Va ahora, entre paréntesis, una historia contada por el psicólogo Daniel Kahneman (premio Nobel de economía 2002), de cuando él tenía 7 años, hacia 1940, en una París ocupada por los nazis. Los niños judíos como él tenían que usar la estrella de David amarilla en el pecho, y respetar el toque de queda a las 6 de la tarde. Él se distrajo jugando con un niño cristiano y al darse cuenta de lo tarde que era se puso el suéter al revés y salió corriendo para la casa. En el camino se encontró con un soldado alemán de uniforme negro, el más temible. El soldado lo llamó con la mano y el niño, temblando, tuvo que acercarse. El SS lo cargó, lo abrazó, le mostró la billetera con la foto de un niño, le dijo algo en alemán, y le regaló plata. “Volví a mi casa —comenta Kahneman— más seguro que nunca de que mi madre tenía razón: la gente es terriblemente complicada e interesante”.

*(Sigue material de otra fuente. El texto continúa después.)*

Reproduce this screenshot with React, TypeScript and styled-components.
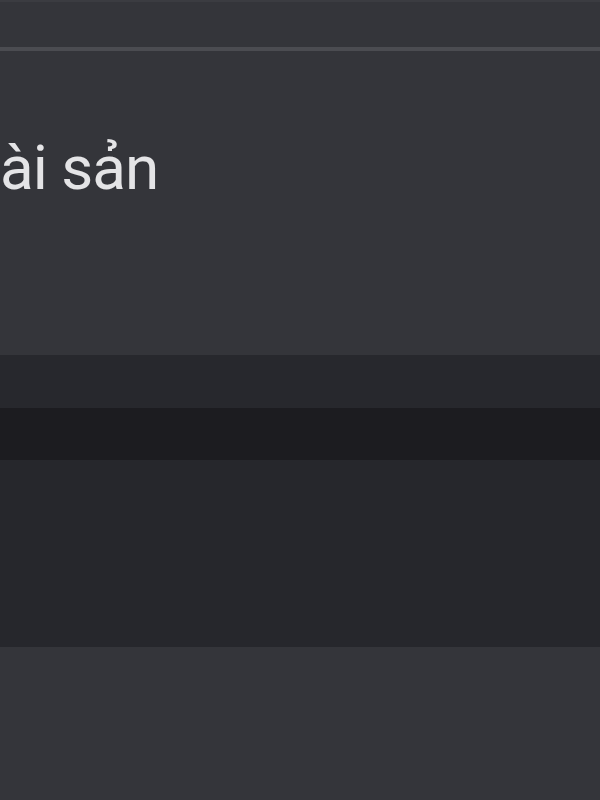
import styled, { createGlobalStyle } from "styled-components";

const GlobalStyle = createGlobalStyle`
  html, body {
    margin: 0;
    padding: 0;
    background: #34353a;
  }
  body {
    font-family: Roboto, "Noto Sans", sans-serif;
  }
`

const Screen = styled.div`
  width: 600px;
  height: 800px;
  display: flex;
  flex-direction: column;
  background: #34353a;
  overflow: hidden;
`

const TopBar = styled.div`
  height: 45px;
  background: #34353a;
  border-top: 2px solid #3b3c41;
`

const Divider = styled.div`
  height: 4px;
  background: #4b4c51;
`

const Header = styled.div`
  height: 304px;
  display: flex;
  align-items: flex-start;
  background: #34353a;
`

const Title = styled.h1`
  margin: 0;
  padding-top: 86px;
  font-size: 62px;
  font-weight: 400;
  line-height: 1;
  color: #e4e4e6;
  letter-spacing: -1px;
`

const Band = styled.div<{ $h: number; $bg: string }>`
  height: ${({ $h }) => $h}px;
  background: ${({ $bg }) => $bg};
`

const Footer = styled.div`
  flex: 1;
  background: #34353a;
`

const App: React.FC = () => {
  return (
    <>
      <GlobalStyle />
      <Screen>
        <TopBar />
        <Divider />
        <Header>
          <Title>ài sản</Title>
        </Header>
        <Band $h={53} $bg="#27282d" />
        <Band $h={52} $bg="#1c1c20" />
        <Band $h={187} $bg="#26272c" />
        <Footer />
      </Screen>
    </>
  )
}

export default App;
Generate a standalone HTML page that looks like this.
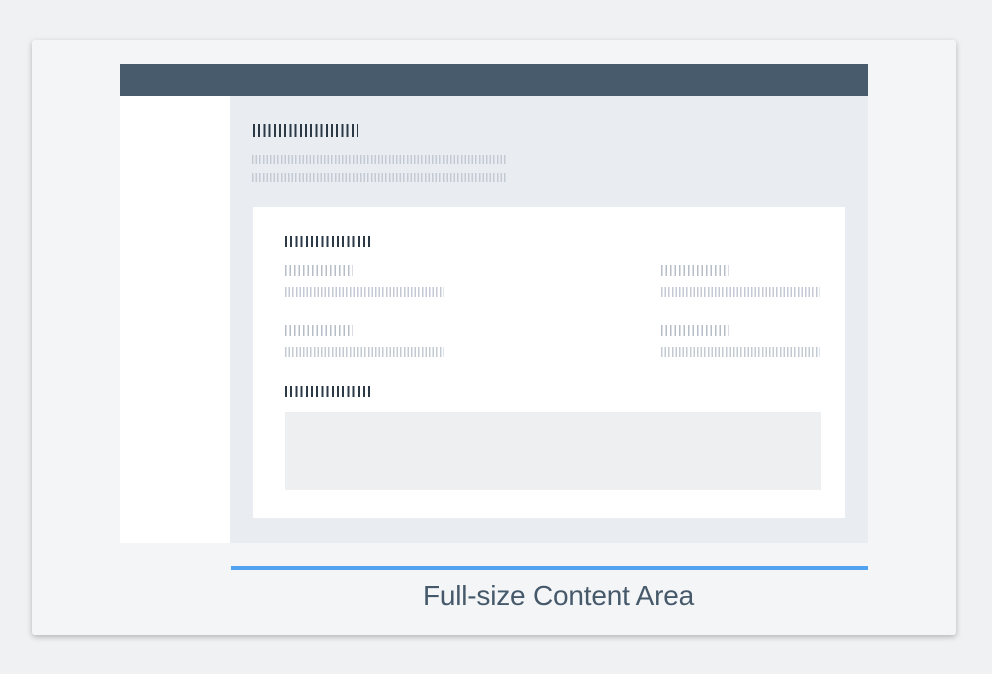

Con todo esto no quiero disculpar a Israel, ni a los botones que hayan sido apretados para lanzar misiles que mataron niños, o que derribaron aviones con niños, ni tampoco a las SS que llevaron a la hoguera sin piedad a cientos de miles de niños. Lo que sí quiero decir es que muchas veces, casi siempre, les atribuimos a nuestros enemigos una maldad innata total, asquerosa e imperdonable. Los tratamos como si ellos, efectivamente, se pasaran la vida hundiendo botones de cohetes o misiles, o apretando gatillos —intencionalmente— para matar niños.
Estoy seguro de que casi nadie, ni siquiera en las guerras, ni siquiera en las balas perdidas de los sicarios infames de Colombia, ni siquiera en las filas de los paramilitares o de la guerrilla, tiene el gusto macabro y enfermo de asesinar niños. Los israelíes son responsables de iniciar una invasión que deja civiles y niños muertos, sin duda, pero no va con el propósito de matar niños. Los rebeldes prorrusos de Ucrania son responsables, probablemente, de haber derribado un avión lleno de pasajeros, pero es posible que no le hayan apuntado a ese avión civil, y menos a los niños. Todos alguna vez hemos hundido el botón equivocado, aunque el riesgo de ofender no sea comparable con el riesgo de matar. Declarar que el enemigo (israelí, palestino, ucraniano) es un asesino de niños, es buena propaganda negra. Pero casi nunca es verdad. Los seres humanos podemos ser malos, pero no tanto. Y aunque la falta de intención no disminuye el dolor ni el horror, sí reduce la ira.